My aunt has invited me over to dinner to talk about the finer details of me moving in them. When I was in grade eleven, both my aunts offered to let me move in with them, and I chose Aunt Karen because she is five minutes from my University, the U of M. They are hopefully going to reconstruct the basement for my use and have very few rules. Whoo.
Do these even get read? Are these even for marks? In that case, a relationship with a once close friend has completely fallen apart and I find myself confused and sad. At the beginning, I thought it was made to be. We had unusual things in common, we were on the same level intellectually, blah blah blah. But as it progressed they drew farther and farther away from me as I grew closer to them. Eventually we confronted the fact that we wanted different kinds of friendships.
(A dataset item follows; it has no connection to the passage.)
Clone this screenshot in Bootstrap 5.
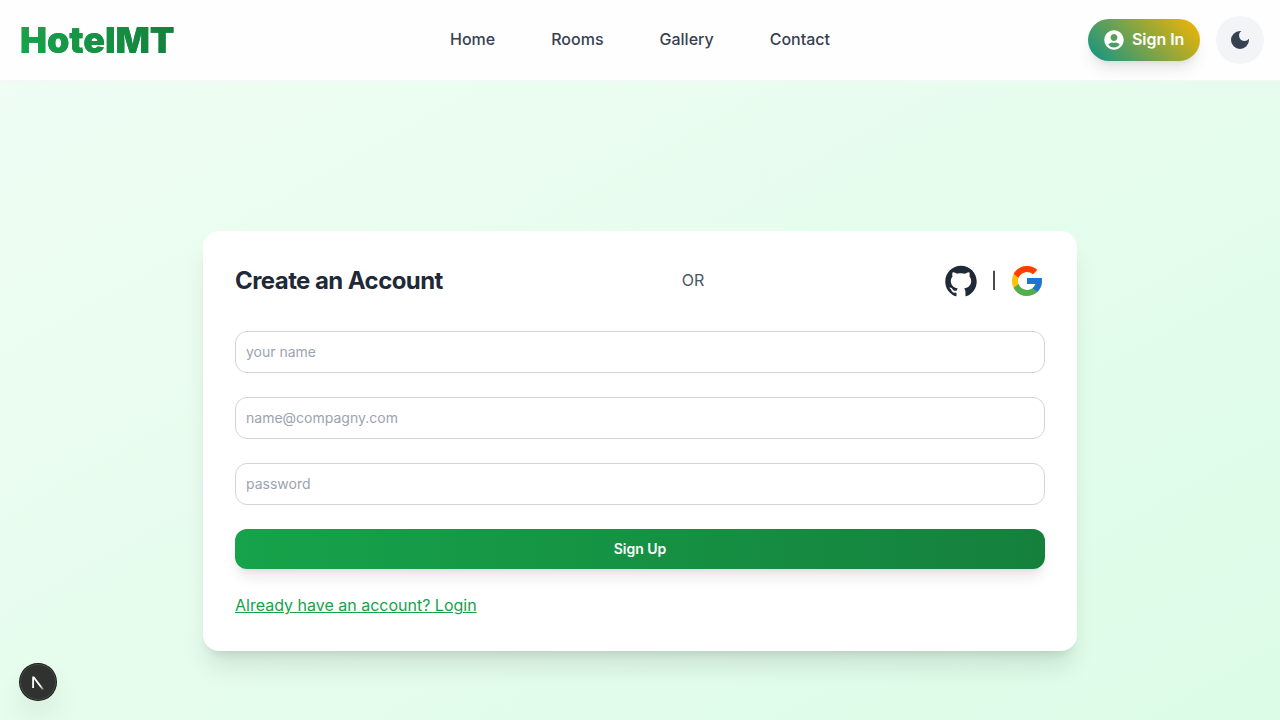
<!DOCTYPE html>
<html lang="en">
<head>
<meta charset="utf-8">
<meta name="viewport" content="width=device-width, initial-scale=1">
<title>HotelMT</title>
<link href="https://cdn.jsdelivr.net/npm/bootstrap@5.3.0/dist/css/bootstrap.min.css" rel="stylesheet">
<style>
body{font-family:Inter,sans-serif;background:linear-gradient(to bottom right,#f0fdf4,#dcfce7);color:#1f2937;height:100vh;overflow:hidden}
.site-head{height:81px;background:#fefefe;border-bottom:1px solid #f5f6f7;padding:0 16px 0 20px}
.brand{font-size:36px;font-weight:900;letter-spacing:-.12px;line-height:40px;background:linear-gradient(to right,#16a34a,#15803d);-webkit-background-clip:text;background-clip:text;color:transparent;filter:drop-shadow(.6px 0 0 #178f43)}
.main-nav{gap:56px;margin:0 4px 2px 0}
.main-nav .nav-link{font-weight:500;color:#374151;line-height:24px;padding:0}
.head-side{flex:1 1 0}
.sign-btn{width:112px;height:42px;padding:0 16px;font-weight:600;letter-spacing:-.05px;white-space:nowrap;color:#fff;background:linear-gradient(45deg,#0d9488,#eab308 95%);box-shadow:0 10px 15px -3px rgba(0,0,0,.1),0 4px 6px -4px rgba(0,0,0,.1)}
.sign-btn svg{flex-shrink:0}
.sign-btn span{padding-bottom:2px}
.theme-btn{width:48px;height:48px;background:#f3f4f6;color:#374151}
.panel{width:874px;height:420px;padding:32px;border-radius:16px;box-shadow:0 20px 25px -5px rgba(0,0,0,.1),0 8px 10px -6px rgba(0,0,0,.1);margin-top:150px}
.panel-head{height:36px;margin-bottom:32px}
.panel-head h1{font-size:24px;line-height:32px;font-weight:700;letter-spacing:-.57px}
.or{color:#4b5563;padding-bottom:2px}
.bar{width:30px;text-align:center;font-size:16px;font-weight:500;line-height:24px;padding-bottom:3px;color:#111;will-change:transform}
.panel .form-control{height:42px;border-radius:12px;border:1px solid #d1d5db;font-size:14px;padding:9px 10px 11px;line-height:20px}
.panel .form-control::placeholder{color:#9ca3af}
.up-btn{height:40px;border-radius:12px;background:linear-gradient(to right,#16a34a,#15803d);color:#fff;font-size:14px;font-weight:600;line-height:20px;box-shadow:0 10px 15px -3px rgba(0,0,0,.1),0 4px 6px -4px rgba(0,0,0,.1)}
.login-link{color:#16a34a;line-height:24px}
.dev-badge{left:20px;bottom:20px;width:36px;height:36px;background:#2f322f;box-shadow:0 0 0 1px #171717,inset 0 0 0 1px #454845,0 16px 32px -8px rgba(0,0,0,.24)}
</style>
</head>
<body class="d-flex flex-column">
<header class="site-head d-flex align-items-center flex-shrink-0">
  <div class="head-side d-flex"><a href="#" class="brand text-decoration-none">HotelMT</a></div>
  <nav class="nav main-nav">
    <a class="nav-link" href="#">Home</a><a class="nav-link" href="#">Rooms</a><a class="nav-link" href="#">Gallery</a><a class="nav-link" href="#">Contact</a>
  </nav>
  <div class="head-side d-flex justify-content-end align-items-center gap-3">
    <button class="btn border-0 rounded-pill sign-btn d-flex align-items-center gap-2">
      <svg width="20" height="20" viewBox="0 0 496 512" fill="currentColor"><path d="M248 8C111 8 0 119 0 256s111 248 248 248 248-111 248-248S385 8 248 8zm0 96c48.6 0 88 39.4 88 88s-39.4 88-88 88-88-39.4-88-88 39.4-88 88-88zm0 344c-58.7 0-111.3-26.6-146.5-68.2 18.8-35.4 55.6-59.8 98.5-59.8 2.4 0 4.8.4 7.1 1.1 13 4.2 26.6 6.9 40.9 6.9 14.3 0 28-2.7 40.9-6.9 2.3-.7 4.7-1.1 7.1-1.1 42.9 0 79.7 24.4 98.5 59.8C359.3 421.4 306.7 448 248 448z"/></svg>
      <span>Sign In</span>
    </button>
    <button class="btn border-0 rounded-circle theme-btn p-0 d-flex align-items-center justify-content-center" aria-label="Dark mode">
      <svg width="24" height="24" viewBox="0 0 24 24" fill="currentColor"><path d="M12 3a9 9 0 109 9c0-.46-.04-.92-.1-1.36a5.389 5.389 0 01-4.4 2.26 5.403 5.403 0 01-3.14-9.8c-.44-.06-.9-.1-1.36-.1z"/></svg>
    </button>
  </div>
</header>
<main class="flex-grow-1">
  <section class="panel bg-white mx-auto">
    <div class="panel-head d-flex align-items-center justify-content-between">
      <h1 class="mb-0">Create an Account</h1>
      <span class="or">OR</span>
      <div class="d-flex align-items-center">
        <svg width="36" height="36" viewBox="0 0 1024 1024" fill="currentColor"><path d="M511.6 76.3C264.3 76.2 64 276.4 64 523.5 64 718.9 189.3 885 363.8 946c23.5 5.9 19.9-10.8 19.9-22.2v-77.5c-135.7 15.9-141.2-73.9-150.3-88.9C215 726 171.5 718 184.5 703c30.9-15.9 62.4 4 98.9 57.9 26.4 39.1 77.9 32.5 104 26 5.7-23.5 17.9-44.5 34.7-60.8-140.6-25.2-199.2-111-199.2-213 0-49.5 16.3-95 48.3-131.7-20.4-60.5 1.9-112.3 4.9-120 58.1-5.2 118.5 41.6 123.2 45.3 33-8.9 70.7-13.6 112.9-13.6 42.4 0 80.2 4.9 113.5 13.9 11.3-8.6 67.3-48.8 121.3-43.9 2.9 7.7 24.7 58.3 5.5 118 32.4 36.8 48.9 82.7 48.9 132.3 0 102.2-59 188.1-200 212.9a127.5 127.5 0 0 1 38.1 91v112.5c.8 9 0 17.9 15 17.9 177.1-59.7 304.6-227 304.6-424.1 0-247.2-200.4-447.3-447.5-447.3z"/></svg>
        <span class="bar">|</span>
        <svg width="36" height="36" viewBox="0 0 48 48"><path fill="#FFC107" d="M43.611,20.083H42V20H24v8h11.303c-1.649,4.657-6.08,8-11.303,8c-6.627,0-12-5.373-12-12c0-6.627,5.373-12,12-12c3.059,0,5.842,1.154,7.961,3.039l5.657-5.657C34.046,6.053,29.268,4,24,4C12.955,4,4,12.955,4,24c0,11.045,8.955,20,20,20c11.045,0,20-8.955,20-20C44,22.659,43.862,21.35,43.611,20.083z"/><path fill="#FF3D00" d="M6.306,14.691l6.571,4.819C14.655,15.108,18.961,12,24,12c3.059,0,5.842,1.154,7.961,3.039l5.657-5.657C34.046,6.053,29.268,4,24,4C16.318,4,9.656,8.337,6.306,14.691z"/><path fill="#4CAF50" d="M24,44c5.166,0,9.86-1.977,13.409-5.192l-6.19-5.238C29.211,35.091,26.715,36,24,36c-5.202,0-9.619-3.317-11.283-7.946l-6.522,5.025C9.505,39.556,16.227,44,24,44z"/><path fill="#1976D2" d="M43.611,20.083H42V20H24v8h11.303c-0.792,2.237-2.231,4.166-4.087,5.571l6.193,5.238C36.971,39.205,44,34,44,24C44,22.659,43.862,21.35,43.611,20.083z"/></svg>
      </div>
    </div>
    <form class="d-flex flex-column gap-4">
      <input class="form-control" placeholder="your name">
      <input class="form-control" placeholder="name@compagny.com">
      <input class="form-control" type="password" placeholder="password">
      <button type="button" class="btn border-0 up-btn">Sign Up</button>
      <a class="login-link align-self-start" href="#">Already have an account? Login</a>
    </form>
  </section>
</main>
<div class="dev-badge position-fixed rounded-circle d-flex align-items-center justify-content-center">
  <svg width="36" height="36" viewBox="0 0 36 36"><defs><linearGradient id="ng" x1="14" y1="13" x2="24" y2="26" gradientUnits="userSpaceOnUse"><stop stop-color="#fff"/><stop offset=".65" stop-color="#fff"/><stop offset="1" stop-color="#fff" stop-opacity=".2"/></linearGradient></defs><path fill="url(#ng)" d="M12.2 12.4h2l9.6 12.5-1.5 1.2L14 15.3V24h-1.8z"/></svg>
</div>
<script src="https://cdn.jsdelivr.net/npm/bootstrap@5.3.0/dist/js/bootstrap.bundle.min.js"></script>
</body>
</html>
Because of the trials and emotional ups and downs with this person, I have grown, and while it is true that I have to work on faults of mine I also realized that I am worth much more than I used to allow myself to be. I found that I wanted to deserve better than what I was being given, and that it is okay to be the way I am. Just because one person is not agreeable does not mean that I am totally in the wrong. I am grateful to this person for indirectly making me realize these things and I am terribly sad that we are not as close as we were, but another lesson I am currently learning is that it is okay for two people to grow apart, and that there needs to come a time where I let go of them. So, goodbye.
A friend of mine had a birthday yesterday, and I did go a little overboard in celebrating it. My mistake was celebrating his birthday they way I wanted, not the way he wanted. It took me a while to accept that what I wanted wasn’t better just because I thought it was a little more festive than the way he would want. However, he did seem to be incredibly happy with what I did, so what does that say? I’m stuck between being true to myself and putting others before me. Where is the fine line?